Is CO2 Ionic or Covalent? Definitive Answer & Science Explained (2025)

Look, chemistry can get confusing. One minute you're learning about atoms, the next you're drowning in terms like ionic and covalent bonds. And that question – is CO2 ionic or covalent – pops up everywhere. Honestly, I remember scratching my head over this back in school too. Why does something like sodium chloride (table salt) stick together one way, while carbon dioxide does it completely differently? It feels like there should be a simple rule, doesn't it? Well, I'm here to break it down for you, step by step, without the textbook jargon. Forget memorizing for a sec; let's actually *understand* why CO2 is firmly in the covalent camp.

First things first, let's just get the direct answer out of the way. CO2 is unequivocally a molecule held together by covalent bonds. There, that's settled. But if it were that simple, you wouldn't be searching, right? The real juice is in understanding *why* it's covalent when other seemingly similar compounds aren't. That's where people often trip up, and honestly, some explanations out there make it harder than it needs to be. Let's cut through the noise.

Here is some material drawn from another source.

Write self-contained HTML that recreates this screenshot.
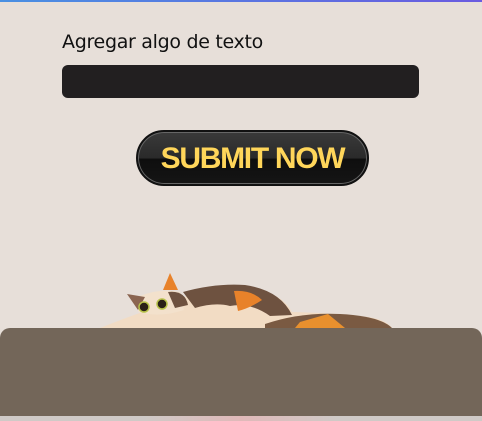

Why the "Is CO2 Ionic or Covalent" Question Trips People Up

Alright, why is there even confusion about whether CO2 is ionic or covalent? From chatting with students and reading forums, a few things keep coming up:

The Metal/Non-Metal Trap: We're often taught early on that metals bonding with non-metals = ionic, non-metals bonding together = covalent. Seems straightforward. Carbon (C) is a non-metal, Oxygen (O) is a non-metal. Boom, covalent! But then... what about ammonium chloride (NH4Cl)? Nitrogen and Hydrogen are non-metals, Chlorine is a non-metal... yet it's ionic? See the problem? That initial rule is a massive oversimplification. It works sometimes, but fails spectacularly others. Relying solely on this is why people second-guess CO2.
State of Matter Confusion: CO2 is a gas at room temperature. Many classic ionic compounds, like salt, are solids. It's tempting to think "gas = covalent, solid = ionic." But hold up! What about iodine? Solid I2? Pure covalent. Or tungsten hexafluoride? That's a gas and it's covalent too. State doesn't define bond type alone. My college lab partner insisted CO2 *must* be ionic because dry ice is solid. Nope! Solid CO2 (dry ice) is still held by intermolecular forces acting *between* entirely covalent CO2 molecules.
Electronegativity Oversimplification: Electronegativity differences *do* matter. But people hear "big difference = ionic" and stop there. The difference between Carbon (EN ~2.5) and Oxygen (EN ~3.5) is about 1.0. Classical "rules" say differences above ~1.7-2.0 are ionic, below ~0.4 are nonpolar covalent, and in between are polar covalent. So, 1.0 puts CO2 firmly in polar covalent territory. Yet, sometimes people see the O's strong pull and vaguely think "ionic character?" But it's crucial to understand that the bond itself is covalent, just polar. It doesn't suddenly become ionic.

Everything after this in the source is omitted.